We are left to hope for the best for this small family in “The Black Ice Cream Song.”
Track: “The Black Ice Cream Song”
Album: Zopilote Machine (1994)
I’ve become somewhat obsessed with a few live shows over the course of this project. Among my short list is this show from 1994 in Ohio at a place called Stache’s that was, I believe, named for the owner’s mustache. John Darnielle plays “The Black Ice Cream Song” and introduces it as “a new one.” There’s nothing necessarily fascinating about that, it’s just how time works. In 1994, this was “a new one.” The performance isn’t notably different than the album, but that’s also to be expected. There is not a reason to mention this except that it grounds Zopilote Machine in another time.

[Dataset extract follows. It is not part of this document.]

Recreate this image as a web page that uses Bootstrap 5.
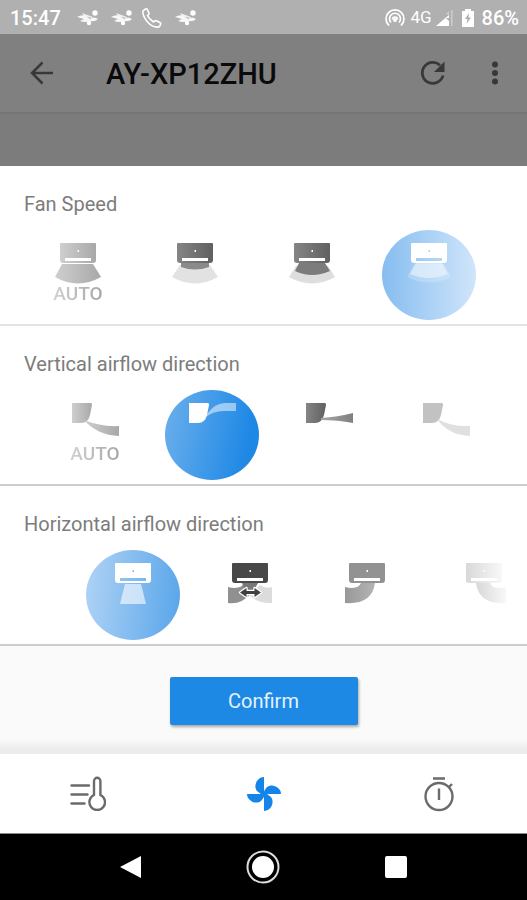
<!DOCTYPE html>
<html lang="en">
<head>
<meta charset="utf-8">
<meta name="viewport" content="width=device-width, initial-scale=1">
<title>AY-XP12ZHU</title>
<link rel="stylesheet" href="https://cdn.jsdelivr.net/npm/bootstrap@5.3.0/dist/css/bootstrap.min.css">
<style>
body{font-family:Roboto,"Liberation Sans",sans-serif;background:#fafafa;color:#757575}
svg{display:block;flex-shrink:0}
.statusbar{height:34px;background:#b0b0b0;color:#fff;padding:2px 8px 0 10px;font-size:20px;font-weight:500}
.status-net{font-size:17px;font-weight:400}
.appbar{height:80px;background:#808080;border-bottom:2px solid #757575;padding:0 20px 0 28px;color:#383838}
.appbar h1{font-size:29px;font-weight:500;color:#0a0a0a;margin-left:50px;padding-top:2px}
.dimmed{height:52px;background:#7c7c7c}
.bare{border:0;background:none;padding:0;color:inherit}
.refresh{margin-right:36px}
.panel{height:160px;background:#fff;border-bottom:2px solid #cdcdcd;overflow:hidden}
.panel-soft{border-bottom-color:#e4e4e4}
.panel h2{font-size:20px;font-weight:400;line-height:24px;padding:26px 24px 0;margin:0 0 14px;color:#7c7c7c}
.options{gap:23px;overflow:hidden}
.start-1{padding-left:31px}
.start-2{padding-left:48px}
.start-3{padding-left:86px}
.option{width:94px;height:90px;flex:none;border:0;padding:0;background:none;border-radius:50%;font-size:19px;font-weight:500;line-height:20px}
.auto-label{background:linear-gradient(90deg,#d2d2d2,#a4a4a4);-webkit-background-clip:text;background-clip:text;color:transparent}
.on-light{background:linear-gradient(90deg,#86bdf0,#d0e5fa)}
.on-strong{background:linear-gradient(100deg,#6cb0ec,#1e88e5 85%)}
.on-mid{background:linear-gradient(95deg,#b0d3f5,#58a5ea)}
.confirm{width:188px;height:48px;background:#1e88e5;color:#e3f2fd;font-size:20px;border:0;border-radius:2px;box-shadow:1px 2px 3px #0005}
.confirm-area{height:108px;padding-top:31px;background:linear-gradient(#fafafa 86%,#ececec 96%)}
.tabs{height:80px;background:#fff;color:#6b6b6b;border-bottom:1px solid #888}
.sysnav{height:66px;background:#000;color:#fff;padding:0 65px}
</style>
<script defer src="https://cdn.jsdelivr.net/npm/bootstrap@5.3.0/dist/js/bootstrap.bundle.min.js"></script>
</head>
<body>
<svg width="0" height="0" class="position-absolute" aria-hidden="true">
<defs>
<linearGradient id="gAuto"><stop stop-color="#cfcfcf"/><stop offset="1" stop-color="#a8a8a8"/></linearGradient>
<linearGradient id="gDark"><stop stop-color="#858585"/><stop offset="1" stop-color="#606060"/></linearGradient>
<linearGradient id="gPale"><stop stop-color="#d8d8d8"/><stop offset="1" stop-color="#f8f8f8"/></linearGradient>
<linearGradient id="gFade"><stop stop-color="#a6a6a6"/><stop offset="1" stop-color="#808080"/></linearGradient>
<linearGradient id="gBend"><stop stop-color="#989898"/><stop offset="1" stop-color="#b4b4b4"/></linearGradient>
<path id="unit" fill-rule="evenodd" d="M29 14q0-1 1-1H64q1 0 1 1V30q0 3-3 3H32q-3 0-3-3ZM34 28V31H60V28ZM46.500 20V22H48V20Z"/>
<path id="side" d="M24 13H43Q44 13 44 15L42 25Q40 33 33 33H24Z"/>
<g id="leaf" fill="#fff"><path d="M0 8Q5 5 9 7L13 10Q17 7 21 10Q18 13 13 12Q8 14 3 12L7 10Z" opacity=".9"/><path d="M5 4 16 8 15 9 7 7Z" opacity=".8"/><circle cx="18" cy="4" r="2.700"/><circle cx="12" cy="14" r="2.200"/></g>
</defs>
</svg>

<header>
<div class="statusbar d-flex align-items-center justify-content-between">
<div class="d-flex align-items-center">
<span class="me-3">15:47</span>
<svg width="22" height="18" class="me-2"><use href="#leaf"/></svg>
<svg width="22" height="18" class="ms-1 me-2"><use href="#leaf"/></svg>
<svg width="22" height="22" viewBox="0 0 22 22" class="me-2" fill="none" stroke="#fff" stroke-width="1.600"><path d="M2 4Q5 1 6 2L8 6Q8 8 6.500 8.500Q8 12 12.500 15Q14 13 16 14L19.500 16Q20.500 17 18 20Q12 21 6.500 15 1 8 2 4Z"/></svg>
<svg width="22" height="18" class="ms-1"><use href="#leaf"/></svg>
</div>
<div class="d-flex align-items-center">
<svg width="22" height="20" viewBox="0 0 22 20" class="me-1" fill="none" stroke="#fff" stroke-width="1.700"><path d="M5 17.500A9 9 0 1 1 17 17.500M7 14.500A5.500 5.500 0 1 1 15 14.500"/><path d="M8.500 11.500a2.500 2.500 0 1 1 5 0"/><circle cx="11" cy="12" r="1.200" fill="#fff"/></svg>
<span class="status-net">4G</span>
<svg width="18" height="18" viewBox="0 0 18 18" class="mx-1"><path d="M15 1V17H16.500V1ZM10 5 13 2V6Z" fill="#ccc"/><path d="M0 17 13 6V9H10L13 12V17Z" fill="#fff"/></svg>
<svg width="12" height="18" viewBox="0 0 12 18" class="ms-1 me-2"><path fill="#fff" fill-rule="evenodd" d="M3 0H9V2H12V18H0V2H3ZM7 4 3 10H5.500L4.500 15 9 8.500H6.500Z"/></svg>
<span>86%</span>
</div>
</div>
<div class="appbar d-flex align-items-center">
<button class="bare" type="button" aria-label="Back"><svg width="28" height="28" viewBox="0 0 28 28" fill="none" stroke="currentColor" stroke-width="2.500"><path d="M25 14H4M14.500 3.500 4 14 14.500 24.500"/></svg></button>
<h1 class="mb-0 me-auto">AY-XP12ZHU</h1>
<button class="bare refresh" type="button" aria-label="Refresh"><svg width="28" height="28" viewBox="0 0 28 28"><path d="M24 16.500A10.500 10.500 0 1 1 21 6.200" fill="none" stroke="currentColor" stroke-width="2.800"/><path d="M25.500 2.500V13H15Z" fill="currentColor"/></svg></button>
<button class="bare" type="button" aria-label="More options"><svg width="24" height="28" viewBox="0 0 24 28" fill="currentColor"><circle cx="12" cy="5.500" r="3"/><circle cx="12" cy="14" r="3"/><circle cx="12" cy="22.500" r="3"/></svg></button>
</div>
</header>
<div class="dimmed"></div>
<main>
<section class="panel panel-soft">
<h2>Fan Speed</h2>
<div class="options d-flex start-1">
<button class="option d-flex flex-column align-items-center" type="button"><svg width="94" height="54" fill="url(#gAuto)"><use href="#unit"/><path d="M31 34H62L70 47Q47 60 24 47Z"/></svg><span class="auto-label">AUTO</span></button>
<button class="option" type="button" aria-label="Low"><svg width="94" height="90"><use href="#unit" fill="url(#gDark)"/><path d="M32 35H62L70 47Q47 60 24 47Z" fill="#e2e2e2"/><path d="M33 33H61V37Q47 42 33 37Z" fill="#8a8a8a"/></svg></button>
<button class="option" type="button" aria-label="Medium"><svg width="94" height="90"><use href="#unit" fill="url(#gDark)"/><path d="M31 36H63L70 47Q47 60 24 47Z" fill="#dedede"/><path d="M34 33H60L65 41Q47 49 30 41Z" fill="#7c7c7c"/></svg></button>
<button class="option on-light" type="button" aria-label="High" aria-pressed="true"><svg width="94" height="90" fill="#fff"><use href="#unit"/><path d="M32 34H62L69 47Q47 58 25 47Z" opacity=".2"/><path d="M34 33H60L66 44Q47 52 28 44Z" opacity=".45"/></svg></button>
</div>
</section>
<section class="panel">
<h2>Vertical airflow direction</h2>
<div class="options d-flex start-2">
<button class="option d-flex flex-column align-items-center" type="button"><svg width="94" height="54" fill="url(#gAuto)"><use href="#side"/><path d="M36 30Q53 37 71 36V46Q49 45 36 30Z"/></svg><span class="auto-label">AUTO</span></button>
<button class="option on-strong" type="button" aria-label="Upward" aria-pressed="true"><svg width="94" height="90" fill="#fff"><use href="#side"/><path d="M42 24Q50 13 60 13H71V21H62Q49 20 41 27Z" opacity=".5"/></svg></button>
<button class="option" type="button" aria-label="Straight"><svg width="94" height="90"><use href="#side" fill="url(#gDark)"/><path d="M39 28Q56 27 71 23V33Q56 30 39 30Z" fill="url(#gFade)"/></svg></button>
<button class="option" type="button" aria-label="Downward"><svg width="94" height="90"><use href="#side" fill="#c2c2c2"/><path d="M38 29Q53 37 71 36V46Q49 45 38 29Z" fill="#e0e0e0"/></svg></button>
</div>
</section>
<section class="panel">
<h2>Horizontal airflow direction</h2>
<div class="options d-flex start-3">
<button class="option on-mid" type="button" aria-label="Center" aria-pressed="true"><svg width="94" height="90" fill="#fff"><use href="#unit"/><path d="M39 34H55L60 54H34Z" opacity=".6"/></svg></button>
<button class="option" type="button" aria-label="Swing"><svg width="94" height="90"><path d="M25 37Q38 40 41 33H54L49 43Q38 55 25 53Z" fill="#909090"/><path d="M69 37Q62 39 57 35L46 45Q55 54 69 53Z" fill="#dcdcdc"/><path d="M39 33H55L51 40H42Z" fill="#777"/><use href="#unit" fill="#484848"/><path d="M37 42.500 43.500 38V41H51.500V38L58 42.500 51.500 47V44H43.500V47Z" fill="#404040" stroke="#fff" stroke-width="2.400" stroke-linejoin="round" paint-order="stroke"/></svg></button>
<button class="option" type="button" aria-label="Left"><svg width="94" height="90"><use href="#unit" fill="#929292"/><path d="M25 37Q38 40 41 33H55Q52 55 25 53Z" fill="url(#gBend)"/></svg></button>
<button class="option" type="button" aria-label="Right"><svg width="94" height="90" fill="url(#gPale)"><use href="#unit"/><path d="M69 37Q56 40 53 33H39Q42 55 69 53Z"/></svg></button>
</div>
</section>
<div class="confirm-area text-center"><button class="confirm" type="button">Confirm</button></div>
</main>
<footer>
<nav class="tabs row g-0 align-items-center" aria-label="Sections">
<a class="col d-flex justify-content-center text-reset" href="#temperature" aria-label="Temperature"><svg width="36" height="36" viewBox="0 0 36 36" fill="none" stroke="currentColor" stroke-width="2.400" stroke-linecap="round"><path d="M1.500 9.500H19M1.500 18.500H17.500M1.500 27.500H14.500M24 19V5a3.200 3.200 0 0 1 6.400 0V19a7.800 7.800 0 1 1-6.400 0Z"/></svg></a>
<a class="col d-flex justify-content-center text-reset" href="#fan" aria-label="Fan" aria-current="page"><svg width="36" height="36" viewBox="0 0 36 36" fill="#1584e8"><path id="blade" d="M18 1C11 1 7 10 11 15Q14 18 18 19Z"/><use href="#blade" transform="rotate(90 18 18)"/><use href="#blade" transform="rotate(180 18 18)"/><use href="#blade" transform="rotate(270 18 18)"/></svg></a>
<a class="col d-flex justify-content-center text-reset" href="#timer" aria-label="Timer"><svg width="36" height="36" viewBox="0 0 36 36" fill="none" stroke="currentColor" stroke-width="2.400"><circle cx="18" cy="20.500" r="13.500"/><path d="M12 2.500H24M18 12.500V24M28 11 31 8"/></svg></a>
</nav>
<div class="sysnav d-flex align-items-center">
<button class="bare col d-flex justify-content-center" type="button" aria-label="Back"><svg width="22" height="24" viewBox="0 0 22 24" fill="#fff"><path d="M21 1V23L0 12Z"/></svg></button>
<button class="bare col d-flex justify-content-center" type="button" aria-label="Home"><svg width="34" height="34" viewBox="0 0 34 34"><circle cx="17" cy="17" r="15.500" fill="none" stroke="#ddd" stroke-width="2"/><circle cx="17" cy="17" r="11" fill="#fff"/></svg></button>
<button class="bare col d-flex justify-content-center" type="button" aria-label="Recent apps"><svg width="24" height="24" viewBox="0 0 24 24"><rect x="1" y="1" width="22" height="22" rx="2" fill="#fff"/></svg></button>
</div>
</footer>
</body>
</html>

At the time of this writing, the Mountain Goats sound very little like the band that played Stache’s that night. They aren’t writing ten-line songs with mysterious titles anymore. You have to cast back to Stache’s to understand the band that offhandedly mentioned a child in the middle of a song and what it meant to do that at the time. The stories now are more complicated, but then so many of them were two people, maybe lovers and maybe not, who came to a particular moment and soaked in it. Most of them, most of the time, should not have had children. It’s a small mention here, but it wakes you up. Also of note is the specific date in 1957. I had to check, but go karts indeed existed in 1957, but just barely. So much to wonder about in this song, though the biggest legacy has to be the rhyme of “go kart” and “devil’s heart.”